Many of the comments take issue with the images in the ad, which show a lot of strife and combative expressions. The “us” in He Gets Us are people who are angry and upset, it seems. A final comment at the end is intended to surprise us: “Jesus loved the people we hate.”
If you’re the marketing genius who came up with the campaign, you might be feeling like you can’t win. Controversy does lead to more people seeing the content, but I don’t think the ad was meant to create controversy as much as awareness — to get people talking. My impression of the Facebook post is that it’s intended to unify, but social media is not playing along.
For starters, there are the obvious detractors, those who do not agree with the message itself or the subject matter. They view the He Gets Us campaign as a religious ploy. Then there’s those who actually agree with the message, but not the tactics used. The campaign did spend around $100 million and even lets you order a free shirt or a hat with no strings attached. Twitter users seem to be all over the board.
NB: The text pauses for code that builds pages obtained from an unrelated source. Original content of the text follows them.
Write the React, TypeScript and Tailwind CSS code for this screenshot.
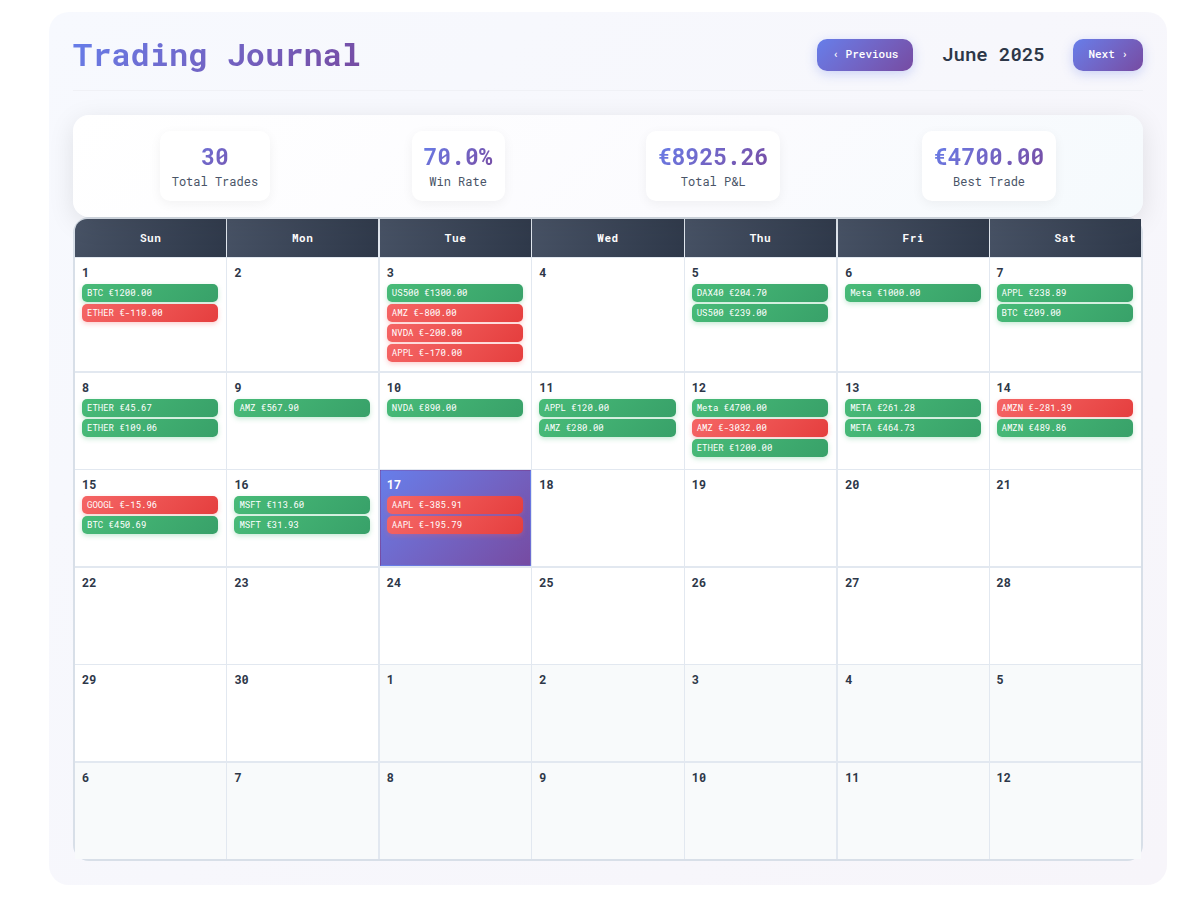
type Trade = { symbol: string; amount: number };
type Day = { day: number; trades?: [string, number][]; outside?: boolean; today?: boolean };

const weekdays = ['Sun', 'Mon', 'Tue', 'Wed', 'Thu', 'Fri', 'Sat'];

const stats = [
  { value: '30', label: 'Total Trades' },
  { value: '70.0%', label: 'Win Rate' },
  { value: '€8925.26', label: 'Total P&L' },
  { value: '€4700.00', label: 'Best Trade' },
];

const tradesByDay: Record<number, [string, number][]> = {
  1: [['BTC', 1200], ['ETHER', -110]],
  3: [['US500', 1300], ['AMZ', -800], ['NVDA', -200], ['APPL', -170]],
  5: [['DAX40', 204.7], ['US500', 239]],
  6: [['Meta', 1000]],
  7: [['APPL', 238.89], ['BTC', 209]],
  8: [['ETHER', 45.67], ['ETHER', 109.06]],
  9: [['AMZ', 567.9]],
  10: [['NVDA', 890]],
  11: [['APPL', 120], ['AMZ', 280]],
  12: [['Meta', 4700], ['AMZ', -3032], ['ETHER', 1200]],
  13: [['META', 261.28], ['META', 464.73]],
  14: [['AMZN', -281.39], ['AMZN', 489.86]],
  15: [['GOOGL', -15.96], ['BTC', 450.69]],
  16: [['MSFT', 113.6], ['MSFT', 31.93]],
  17: [['AAPL', -385.91], ['AAPL', -195.79]],
};

const days: Day[] = Array.from({ length: 42 }, (_, i) =>
  i < 30
    ? { day: i + 1, trades: tradesByDay[i + 1], today: i + 1 === 17 }
    : { day: i - 29, outside: true },
);

function columnRule(col: number) {
  if (col === 1) return 'border-r border-r-[#e2e8f0]';
  if (col === 5) return 'border-l border-l-[#e2e8f0]';
  return '';
}

function TradePill({ symbol, amount }: Trade) {
  const tone =
    amount >= 0
      ? 'from-[#48bb78] to-[#38a169] shadow-[0_2px_5px_rgba(72,187,120,0.3)]'
      : 'from-[#f56565] to-[#e53e3e] shadow-[0_2px_5px_rgba(245,101,101,0.3)]';
  return (
    <li className={`h-[18px] truncate rounded-[5px] bg-linear-135 px-[5px] text-[9px] leading-[18px] font-normal text-white ${tone}`}>
      {symbol} €{amount.toFixed(2)}
    </li>
  );
}

function DayCell({ data, index }: { data: Day; index: number }) {
  const row = Math.floor(index / 7);
  const rowRule = row % 2 === 0 ? 'border-b border-b-[#e2e8f0]' : '';
  const height = row % 2 === 0 && row > 0 && !data.today ? 'min-h-[97px]' : 'min-h-24';
  const tone = data.today
    ? 'mb-px border border-transparent bg-linear-135 from-[#667eea] to-[#764ba2] text-white pt-[6px] pl-[6px] pr-[7px]'
    : `${data.outside ? 'bg-[#f8fafb]' : 'bg-white'} text-[#2d3748] pt-[7px] pl-[7px] pr-[8px] ${columnRule(index % 7)} ${rowRule}`;
  return (
    <div className={`min-w-0 pb-[9px] ${height} ${tone}`}>
      <div className="mb-[5px] text-xs leading-[14px] font-bold">{data.day}</div>
      {data.trades && (
        <ul className="flex flex-col gap-[2px]">
          {data.trades.map(([symbol, amount], i) => (
            <TradePill key={i} symbol={symbol} amount={amount} />
          ))}
        </ul>
      )}
    </div>
  );
}

const navButton =
  'h-8 rounded-[10px] bg-linear-135 from-[#667eea] to-[#764ba2] px-[15px] pb-[2px] text-[11px] font-medium text-white shadow-[0_3px_12px_rgba(102,126,234,0.3)]';

export default function App() {
  return (
    <div className="min-h-screen bg-white pt-3 pr-[35px] pb-5 pl-[49px] font-['Roboto_Mono','Liberation_Mono',monospace]">
      <main className="rounded-[20px] bg-linear-135 from-[#f7f9fe] to-[#f7f5fa] p-6">
        <header className="mb-6 flex items-start justify-between border-b border-[#f0f1f6] pb-4">
          <h1 className="bg-linear-135 from-[#667eea] to-[#764ba2] bg-clip-text text-[32px] leading-9 font-bold text-transparent">
            Trading Journal
          </h1>
          <nav className="flex items-center gap-4 py-[3px]">
            <button type="button" className={navButton}>‹ Previous</button>
            <h2 className="min-w-32 pb-[2px] text-center text-[19px] leading-6 font-semibold text-[#2d3748]">June 2025</h2>
            <button type="button" className={navButton}>Next ›</button>
          </nav>
        </header>

        <section className="relative flex justify-around rounded-2xl bg-linear-135 from-white via-[#fbfbfe] via-60% to-[#f5fafd] p-4 shadow-[0_6px_26px_rgba(0,0,0,0.1)]">
          {stats.map((s) => (
            <div key={s.label} className="rounded-[10px] bg-white px-3 pt-[9px] pb-[11px] text-center shadow-[0_3px_12px_rgba(0,0,0,0.05)]">
              <div className="bg-linear-135 from-[#667eea] to-[#764ba2] bg-clip-text text-[23px] leading-8 font-bold text-transparent">
                {s.value}
              </div>
              <div className="text-xs leading-[18px] font-normal text-[#4a5568]">{s.label}</div>
            </div>
          ))}
        </section>

        <section className="grid grid-cols-7 gap-px rounded-2xl border-2 border-[#d8dfe8] bg-[#e2e8f0]">
          {weekdays.map((d, i) => (
            <div
              key={d}
              className={`bg-linear-135 from-[#4a5568] to-[#2d3748] text-center text-[11px] leading-[38px] font-bold tracking-wider text-white ${columnRule(i)} ${i === 0 ? 'rounded-tl-[12px]' : ''}`}
            >
              {d}
            </div>
          ))}
          {days.map((d, i) => (
            <DayCell key={i} data={d} index={i} />
          ))}
        </section>
      </main>
    </div>
  );
}
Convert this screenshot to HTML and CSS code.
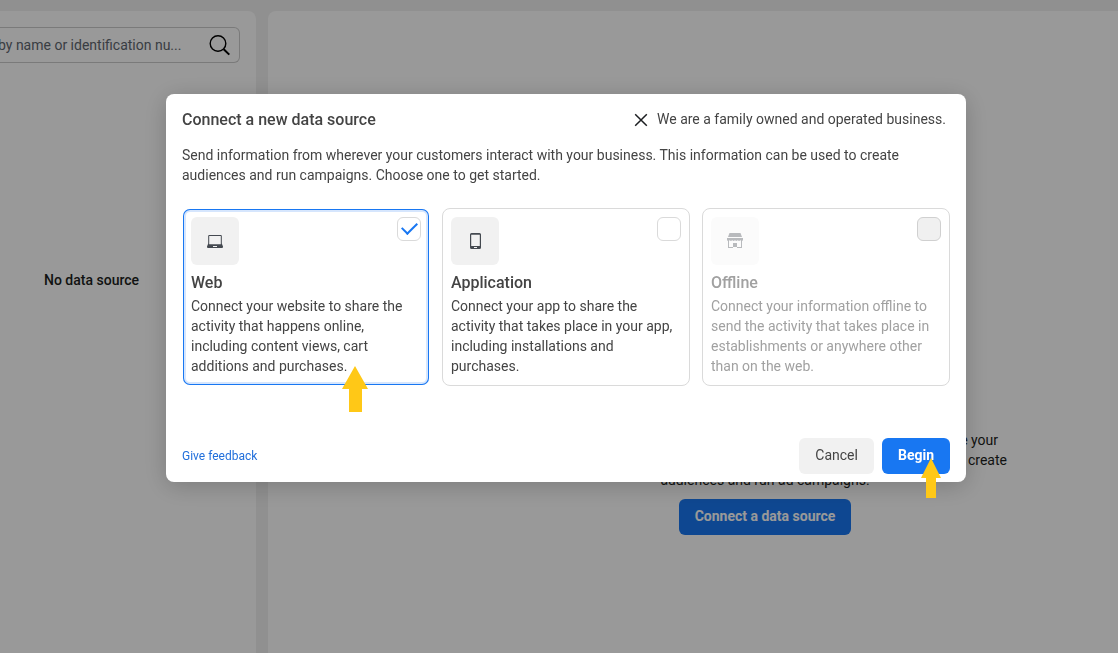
FILE: index.html
```html
<!DOCTYPE html>
<html lang="en">
<head>
<meta charset="utf-8">
<meta name="viewport" content="width=device-width, initial-scale=1">
<title>Connect a new data source</title>
<link rel="stylesheet" href="styles.css">
</head>
<body>
<div class="page">
  <aside class="sources">
    <label class="search">
      <input class="search-input" type="text" aria-label="Search" placeholder="by name or identification nu...">
      <svg class="search-icon" width="22" height="22" viewBox="0 0 22 22" fill="none" stroke="#000"><circle cx="9" cy="9.500" r="7.800" stroke-width="1.400"/><path d="M14.700 15.200l5.600 5.400" stroke-width="2"/></svg>
    </label>
    <p class="empty">No data source</p>
  </aside>
  <main class="content">
    <p class="intro">
      <span class="intro-line intro-first">e your</span>
      <span class="intro-line intro-second">create</span>
      <span class="intro-line">audiences and run ad campaigns.</span>
    </p>
    <button class="btn btn-primary" type="button">Connect a data source</button>
  </main>
</div>
<div class="overlay">
  <section class="modal" role="dialog" aria-labelledby="modal-title">
    <header class="modal-header">
      <h1 class="modal-title" id="modal-title">Connect a new data source</h1>
      <button class="close" type="button">
        <svg width="14" height="14" viewBox="0 0 14 14" fill="none" stroke="#1c1e21" stroke-width="1.500"><path d="M1.200 1.200l11.600 11.600M12.800 1.200L1.200 12.800"/></svg>
        <span class="close-text">We are a family owned and operated business.</span>
      </button>
    </header>
    <p class="lead">Send information from wherever your customers interact with your business. This information can be used to create audiences and run campaigns. Choose one to get started.</p>
    <div class="cards">
      <label class="card card-selected">
        <span class="card-top">
          <span class="tile"><svg width="16" height="16" viewBox="0 0 16 16"><path fill="#444950" fill-rule="evenodd" d="M2.200 2h11.600a1 1 0 0 1 1 1v7.500l1.200 3v.5a1 1 0 0 1-1 1H1a1 1 0 0 1-1-1v-.5l1.200-3V3a1 1 0 0 1 1-1zm0 1.100v8.100h11.600V3.100zM6 13v.9h4V13z"/></svg></span>
          <input class="check" type="checkbox" checked>
        </span>
        <span class="card-title">Web</span>
        <span class="card-text">Connect your website to share the activity that happens online, including content views, cart additions and purchases.</span>
      </label>
      <label class="card">
        <span class="card-top">
          <span class="tile"><svg width="16" height="16" viewBox="0 0 16 16"><path fill="#444950" fill-rule="evenodd" d="M4 0h8.500a1.500 1.500 0 0 1 1.500 1.500v13a1.500 1.500 0 0 1-1.500 1.500H4.500A1.500 1.500 0 0 1 3 14.500v-13A1.500 1.500 0 0 1 4.500 0zM4.200 1.700V13h8.600V1.700zM7 14v1h3v-1z"/></svg></span>
          <input class="check" type="checkbox">
        </span>
        <span class="card-title">Application</span>
        <span class="card-text">Connect your app to share the activity that takes place in your app, including installations and purchases.</span>
      </label>
      <label class="card card-disabled">
        <span class="card-top">
          <span class="tile"><svg width="16" height="16" viewBox="0 0 16 16" fill="#b8babd"><path d="M2.500 0h11L15 4H1zM0 5h16v2.200l-1 .8-1.500-.7L12 8l-1.300-.7-1.400.7L8 7.300 6.700 8l-1.400-.7L4 8l-1.500-.7L1 8l-1-.8z"/><path fill-rule="evenodd" d="M1 7h14v8H1zM2 7v7h12V7zM6 10h4v5H6z"/></svg></span>
          <input class="check" type="checkbox" disabled>
        </span>
        <span class="card-title">Offline</span>
        <span class="card-text">Connect your information offline to send the activity that takes place in establishments or anywhere other than on the web.</span>
      </label>
    </div>
    <footer class="modal-footer">
      <a class="feedback" href="#">Give feedback</a>
      <div class="actions">
        <button class="btn btn-plain" type="button">Cancel</button>
        <button class="btn btn-primary" type="button">Begin</button>
      </div>
    </footer>
    <svg class="arrow arrow-card" viewBox="0 0 26 46"><path fill="#ffc817" d="M13 0l13 23h-6v23H7V23H0z"/></svg>
    <svg class="arrow arrow-begin" viewBox="0 0 20 40"><path fill="#ffc817" d="M10 0l10 20h-5v20H5V20H0z"/></svg>
  </section>
</div>
</body>
</html>
```
FILE: styles.css
```css
* { box-sizing: border-box; }
body {
  margin: 0;
  font-family: Roboto, "Liberation Sans", sans-serif;
  font-size: 14px;
  line-height: 20px;
  color: #1c1e21;
  background: #f0f0f0;
}
p, h1 { margin: 0; }
button, input { font: inherit; }
.page {
  display: grid;
  grid-template-columns: 256px 1fr;
  gap: 12px;
  min-height: 100vh;
  padding-top: 11px;
}
.sources {
  background: #fff;
  border-top-right-radius: 8px;
  padding: 16px 16px 0 0;
}
.search {
  display: flex;
  align-items: center;
  height: 36px;
  padding-right: 8px;
  border: 1px solid #ccc;
  border-left: 0;
  border-radius: 0 6px 6px 0;
}
.search-input {
  flex: 1;
  min-width: 0;
  padding: 0;
  border: 0;
  background: none;
  text-indent: -2px;
}
.search-input::placeholder { color: #606770; opacity: 1; }
.empty {
  margin-top: 207px;
  padding-left: 44px;
  font-weight: 500;
}
.content {
  display: flex;
  flex-direction: column;
  align-items: center;
  gap: 9px;
  padding: 419px 0 0 144px;
  background: #fff;
  border-top-left-radius: 8px;
}
.intro {
  width: 484px;
  max-width: 100%;
  text-align: center;
}
.intro-line { display: block; }
.intro-first, .intro-second { text-align: right; }
.intro-first { padding-right: 9px; }
.btn {
  height: 36px;
  padding: 0 16px 2px;
  border: 0;
  border-radius: 6px;
  line-height: 20px;
}
.btn-primary { background: #1877f2; color: #fff; font-weight: 700; }
.btn-plain { background: #f1f1f1; color: #444; }
.overlay {
  position: fixed;
  inset: 0;
  display: flex;
  justify-content: center;
  align-items: flex-start;
  padding: 94px 0 0 14px;
  background: rgba(0, 0, 0, 0.4);
}
.modal {
  position: relative;
  width: 100%;
  max-width: 800px;
  padding: 16px 16px 8px;
  border-radius: 8px;
  background: #fff;
  color: #444;
  box-shadow: 0 4px 24px rgba(0, 0, 0, 0.2);
}
.modal-header {
  display: flex;
  justify-content: space-between;
  align-items: center;
  height: 20px;
}
.modal-title { font-size: 16px; line-height: 20px; font-weight: 500; }
.close {
  display: flex;
  align-items: center;
  gap: 9px;
  padding: 0 4px 0 0;
  border: 0;
  background: none;
  color: #444;
}
.close-text { padding-bottom: 2px; }
.lead { margin-top: 15px; }
.cards {
  display: grid;
  grid-template-columns: repeat(3, 1fr);
  gap: 12px;
  margin-top: 23px;
}
.card {
  display: flex;
  flex-direction: column;
  padding: 8px 8px 9px;
  border: 1px solid #dadada;
  border-radius: 8px;
}
.card-selected {
  border-color: transparent;
  box-shadow: inset 0 0 0 1px #1877f2, inset 0 0 0 3px #d6e6fd;
}
.card-top {
  display: flex;
  justify-content: space-between;
  align-items: flex-start;
}
.tile {
  display: grid;
  place-items: center;
  width: 48px;
  height: 48px;
  border-radius: 6px;
  background: #f1f1f1;
}
.check {
  appearance: none;
  width: 24px;
  height: 24px;
  margin: 0;
  border: 1px solid #dadada;
  border-radius: 6px;
  background: #fff;
}
.check:checked {
  display: grid;
  place-items: center;
}
.check:checked::before {
  content: "";
  width: 13px;
  height: 7px;
  margin-top: -5px;
  border: solid #1877f2;
  border-width: 0 0 2px 2px;
  transform: rotate(-45deg);
}
.check:disabled { background: #f0f0f0; border-color: #d0d0d0; }
.card-title {
  margin: 6px 0 1px;
  font-size: 16px;
  line-height: 24px;
  font-weight: 500;
}
.card-disabled { color: #a1a1a1; }
.card-disabled .tile { background: #fbfbfb; }
.modal-footer {
  display: flex;
  justify-content: space-between;
  align-items: center;
  margin-top: 52px;
}
.feedback { color: #216fdb; font-size: 12px; text-decoration: none; }
.actions { display: flex; gap: 8px; }
.arrow { position: absolute; pointer-events: none; }
.arrow-card { left: 176px; top: 272px; width: 26px; height: 46px; }
.arrow-begin { right: 25px; bottom: -16px; width: 20px; height: 40px; }
```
Here’s the post original tweet:
Social media marketing is not easy these days. We are all concerned with the nuance of messaging, images, and tone and less concerned with the big picture. We nitpick over a word or a photo even if we would normally (in real life) not object to the overall idea.
It’s surprising to see so many Facebook comments (about 1,600 of them so far) where the point is either to outright disagree with the message or to disagree with the approach.
Fortunately, there are many commenters who simply say “amen” or agree with the campaign. And, the post has almost 4,000 likes.
That says something about unity after all.